Do structured settlement transactions need greater transparency in pricing?

In last weeks commentary on the question of “How much commission does a structured settlement broker get paid” I mentioned two key areas I wanted to expand upon. The first, “Transparency in Pricing” is the subject of this week's commentary.

The event which is driving a lot of this discussion, the class action suit against AIG structured settlements and it’s claims of a RICO level conspiracy with settlement brokers nationwide, raises some key issues related to how structured settlement annuities are priced, who is paid and how pricing and payments should be disclosed to the vulnerable end user of the product, that end user typically being a personal injury victim. The complaint focuses a great deal of attention on the non-disclosure of commissions, pricing and I'm sure it will be an area of discussion in the coming months are structured settlement professional association meetings. 

As I stated last week, the standard commission of 4% on all premium placed is consistent across all markets. You send in premium as the agent and you get paid 4%, what could be simpler? However, nowhere is that compensation or it’s impact on the pricing of the annuity plan disclosed to the annuitant, or their legal counsel, by the structured settlement agent, the life insurance company or the casualty company negotiating the settlement. There is no disclosure in pre-sale literature, applications or in court proceedings, other than requirements in a very small number of states or counties that have disclosure statutes, with those law typically enforced in cases involving minors or incompetents. Consequently, in the vast majority of structured settlements, there is no clear disclosure of how the pricing was arrived at, what the commission is, who the agent actually is and if there are any commission split arrangements between the structured settlement brokers involved in the case.

Settlement professionals at this point are probably throwing up their hands and saying “ What difference does it make?” Their point being that the commission has been “baked in” to the pricing for decades, no one ever asks and the actual client buying the annuity is the casualty company, so as to fund the structure laid out in the settlement agreement and release. The injured party isn’t even the buyer, according to this logic, but is simply the recipient of a cash flow that happens to be provided by an annuity company selected by the defendants in most cases.  According to this logic, the question by most professionals is "Who cares about commission and pricing disclosure?"

Well, as the AIG class action case seems to indicate, as did the Spencer vs Hartford case which ended the Hartford’s commission rebating on structures, trial lawyers, consumer advocates, judges and increasingly regulators, ALL seem to care. Many are in fact taking a dim view of this opaque process that is often filled with potential conflicts of interest. Further, some of our profession’s biggest competitors, such as trust companies, investment advisers and others are making the professions lack of disclosure in pricing and commissions a BIG issue in their presentations to injury victims, highlighting the level of regulatory supervision they need to adhere to and the Fiduciary Standard they are required to uphold when dealing with the injury victim.
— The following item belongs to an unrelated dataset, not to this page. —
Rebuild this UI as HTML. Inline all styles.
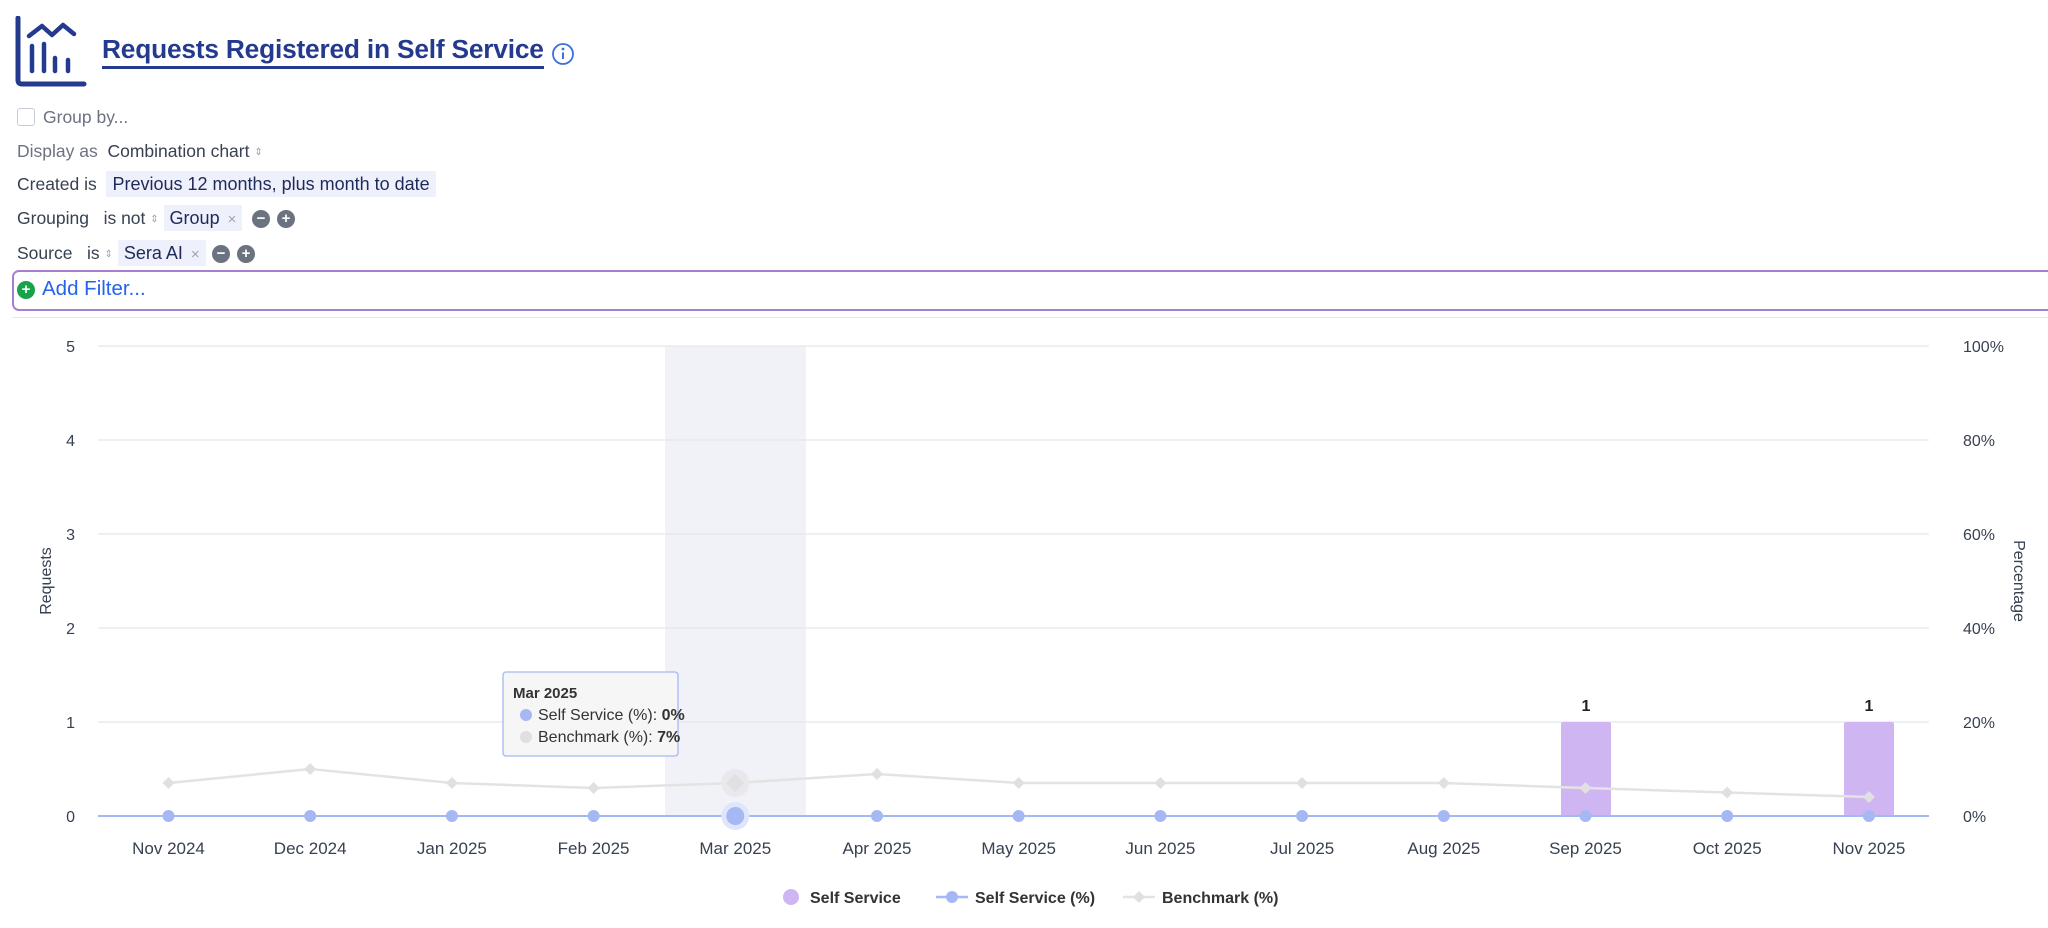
<!DOCTYPE html>
<html><head><meta charset="utf-8"><style>
body{margin:0;width:2048px;height:928px;background:#fff;font-family:"Liberation Sans",Arial,sans-serif;overflow:hidden;position:relative}
.a{position:absolute;white-space:nowrap}
.lbl{font-size:17.5px;color:#374151}
.g{color:#6b7280}
.chip{background:#eef0fb;color:#1e2a5a;padding:3px 6px;font-size:18px}
.x{color:#9ca3af;font-size:15px;margin-left:8px}
.c{position:absolute;width:18px;height:18px;border-radius:50%;background:#6b7280;color:#fff;font-size:15px;line-height:18px;text-align:center;font-weight:bold}
.ud{font-size:10px;color:#9ca3af;vertical-align:middle}
</style></head><body>
<svg class="a" style="left:14px;top:16px" width="74" height="72" viewBox="0 0 74 72">
<path d="M4 2 V64 Q4 68 8 68 H70" fill="none" stroke="#233a8f" stroke-width="5" stroke-linecap="round"/>
<path d="M15 20 L28 10 L38 19 L49 9 L60 18" fill="none" stroke="#233a8f" stroke-width="4.5" stroke-linecap="round" stroke-linejoin="round"/>
<path d="M18 30V55M30 28V55M41 42V55M54 44V55" stroke="#233a8f" stroke-width="4.5" stroke-linecap="round"/>
</svg>
<div class="a" style="left:102px;top:34px;font-size:26.3px;font-weight:bold;color:#233a8f;border-bottom:3px solid #233a8f;padding-bottom:1px;letter-spacing:-0.2px">Requests Registered in Self Service</div>
<svg class="a" style="left:551px;top:42px" width="24" height="24"><circle cx="12" cy="12" r="10" fill="none" stroke="#3b6fe0" stroke-width="1.8"/><circle cx="12" cy="7" r="1.4" fill="#3b6fe0"/><path d="M12 10.5V17" stroke="#3b6fe0" stroke-width="2"/></svg>

<div class="a" style="left:17px;top:108px;width:16px;height:16px;border:1.5px solid #c7ccd6;border-radius:3px"></div>
<div class="a lbl g" style="left:43px;top:107px">Group by...</div>
<div class="a lbl" style="left:17px;top:141px"><span class="g">Display as</span>&nbsp; Combination chart <span class="ud">⇕</span></div>
<div class="a lbl" style="left:17px;top:174px">Created is &nbsp;<span class="chip">Previous 12 months, plus month to date</span></div>
<div class="a lbl" style="left:17px;top:208px">Grouping &nbsp;&nbsp;is not <span class="ud">⇕</span> <span class="chip">Group<span class="x">×</span></span></div>
<div class="c" style="left:252px;top:210px">−</div><div class="c" style="left:277px;top:210px">+</div>
<div class="a lbl" style="left:17px;top:243px">Source &nbsp;&nbsp;is <span class="ud">⇕</span> <span class="chip">Sera AI<span class="x">×</span></span></div>
<div class="c" style="left:212px;top:245px">−</div><div class="c" style="left:237px;top:245px">+</div>
<div class="a" style="left:12px;top:270px;width:2040px;height:37px;border:2px solid #a67fd0;border-radius:7px"></div>
<div class="c" style="left:17px;top:281px;background:#16a34a">+</div>
<div class="a" style="left:42px;top:277px;font-size:20.5px;color:#2563eb">Add Filter...</div>
<div class="a" style="left:12px;top:317px;width:2036px;height:1px;background:#e5e7eb"></div>

<svg class="a" style="left:0;top:0" width="2048" height="928" font-family="Liberation Sans,Arial,sans-serif">
<rect x="665" y="346" width="141" height="470" fill="#f1f2f8"/>
<g stroke="#e5e7eb" stroke-width="1.3">
<line x1="98" x2="1929" y1="346" y2="346"/><line x1="98" x2="1929" y1="440" y2="440"/><line x1="98" x2="1929" y1="534" y2="534"/><line x1="98" x2="1929" y1="628" y2="628"/><line x1="98" x2="1929" y1="722" y2="722"/>
</g>
<g font-size="16" fill="#374151" text-anchor="end">
<text x="75" y="352">5</text><text x="75" y="446">4</text><text x="75" y="540">3</text><text x="75" y="634">2</text><text x="75" y="728">1</text><text x="75" y="822">0</text>
</g>
<g font-size="16" fill="#374151">
<text x="1963" y="352">100%</text><text x="1963" y="446">80%</text><text x="1963" y="540">60%</text><text x="1963" y="634">40%</text><text x="1963" y="728">20%</text><text x="1963" y="822">0%</text>
</g>
<text transform="translate(51,581) rotate(-90)" font-size="16" fill="#374151" text-anchor="middle">Requests</text>
<text transform="translate(2014,581) rotate(90)" font-size="16" fill="#374151" text-anchor="middle">Percentage</text>
<rect x="1561" y="722" width="50" height="94" rx="2" fill="#cfb5f2"/>
<rect x="1844" y="722" width="50" height="94" rx="2" fill="#cfb5f2"/>
<g font-size="16" font-weight="bold" fill="#222" text-anchor="middle"><text x="1586" y="711">1</text><text x="1869" y="711">1</text></g>
<line x1="98" x2="1929" y1="816" y2="816" stroke="#a5b8f3" stroke-width="2"/>
<polyline fill="none" stroke="#e3e3e3" stroke-width="2.5" points="168.5,783 310.2,769 451.9,783 593.6,788 735.3,783 877,774 1018.7,783 1160.4,783 1302.1,783 1443.8,783 1585.5,788 1727.2,792.5 1868.9,797"/>
<circle cx="735.3" cy="783" r="14" fill="#e8e8ee"/>
<g fill="#e0e0e0">
<path d="M168.5 777l6 6-6 6-6-6z"/><path d="M310.2 763l6 6-6 6-6-6z"/><path d="M451.9 777l6 6-6 6-6-6z"/><path d="M593.6 782l6 6-6 6-6-6z"/><path d="M735.3 774l9 9-9 9-9-9z"/><path d="M877 768l6 6-6 6-6-6z"/><path d="M1018.7 777l6 6-6 6-6-6z"/><path d="M1160.4 777l6 6-6 6-6-6z"/><path d="M1302.1 777l6 6-6 6-6-6z"/><path d="M1443.8 777l6 6-6 6-6-6z"/><path d="M1585.5 782l6 6-6 6-6-6z"/><path d="M1727.2 786.5l6 6-6 6-6-6z"/><path d="M1868.9 791l6 6-6 6-6-6z"/>
</g>
<circle cx="735.3" cy="816" r="14" fill="#dfe6fb"/>
<g fill="#a5b8f3">
<circle cx="168.5" cy="816" r="6"/><circle cx="310.2" cy="816" r="6"/><circle cx="451.9" cy="816" r="6"/><circle cx="593.6" cy="816" r="6"/><circle cx="735.3" cy="816" r="9"/><circle cx="877" cy="816" r="6"/><circle cx="1018.7" cy="816" r="6"/><circle cx="1160.4" cy="816" r="6"/><circle cx="1302.1" cy="816" r="6"/><circle cx="1443.8" cy="816" r="6"/><circle cx="1585.5" cy="816" r="6"/><circle cx="1727.2" cy="816" r="6"/><circle cx="1868.9" cy="816" r="6"/>
</g>
<g font-size="17" fill="#374151" text-anchor="middle">
<text x="168.5" y="854">Nov 2024</text><text x="310.2" y="854">Dec 2024</text><text x="451.9" y="854">Jan 2025</text><text x="593.6" y="854">Feb 2025</text><text x="735.3" y="854">Mar 2025</text><text x="877" y="854">Apr 2025</text><text x="1018.7" y="854">May 2025</text><text x="1160.4" y="854">Jun 2025</text><text x="1302.1" y="854">Jul 2025</text><text x="1443.8" y="854">Aug 2025</text><text x="1585.5" y="854">Sep 2025</text><text x="1727.2" y="854">Oct 2025</text><text x="1868.9" y="854">Nov 2025</text>
</g>
<rect x="503" y="672" width="175" height="84" rx="3" fill="#f6f6f7" fill-opacity="0.95" stroke="#a5b8f3" stroke-width="1.3"/>
<text x="513" y="698" font-size="15" font-weight="bold" fill="#333">Mar 2025</text>
<circle cx="526" cy="715" r="6" fill="#a5b8f3"/>
<text x="538" y="720" font-size="16" fill="#333">Self Service (%): <tspan font-weight="bold">0%</tspan></text>
<circle cx="526" cy="737" r="6" fill="#e0e0e0"/>
<text x="538" y="742" font-size="16" fill="#333">Benchmark (%): <tspan font-weight="bold">7%</tspan></text>
<circle cx="791" cy="897" r="8" fill="#cfb5f2"/>
<text x="810" y="903" font-size="16" font-weight="bold" fill="#333">Self Service</text>
<line x1="936" x2="968" y1="897" y2="897" stroke="#a5b8f3" stroke-width="2.5"/><circle cx="952" cy="897" r="6" fill="#a5b8f3"/>
<text x="975" y="903" font-size="16" font-weight="bold" fill="#333">Self Service (%)</text>
<line x1="1123" x2="1155" y1="897" y2="897" stroke="#e3e3e3" stroke-width="2.5"/><path d="M1139 891l6 6-6 6-6-6z" fill="#e0e0e0"/>
<text x="1162" y="903" font-size="16" font-weight="bold" fill="#333">Benchmark (%)</text>
</svg>
</body></html>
I’ll discuss the Fiduciary standard issue next week, but for this week let’s just reflect on the fact that if I, as an agent, sell a NON-Structured annuity to a consumer I am required to:

  • Provide a full, company illustrated term sheet explaining pricing, returns, liquidity costs, surrender charges and ownership/beneficiary rights and this must be signed by the owner and annuitant.

  • I am required to do a full suitability interview with the client to determine assets, income, sophistication, understanding of the product and how we arrived at the decision that this annuity makes sense for them.

  • The client must sign the disclosure agreement, must initial or sign the illustration and I must, under penalty of perjury, sign that the statements, disclosures and information is true to the best of my belief.

Few, if any, of these things are required when we write a structured settlement annuity contract for people who are typically unsophisticated, badly injured or impaired.

My question to the Settlement Profession is How long do you feel that this major and glaring difference in standards is going to continue in a world where disclosure and fiduciary standards are becoming the norm across all financial sales and investments?

In short, our failure to simply follow the same standards that are required of any life or annuity agent when selling these contracts, is coming back to bite the structured settlement annuity profession and it’s time to change voluntarily before change is forced upon us. The AIG Class Action and RICO suit might seem like a distraction to some in the settlement profession. I can promise you that it is much bigger than that, and that structured settlement professionals need to take this head on and change our disclosure, pricing and sales practices to at least match those required of us in non- structured settlement sales.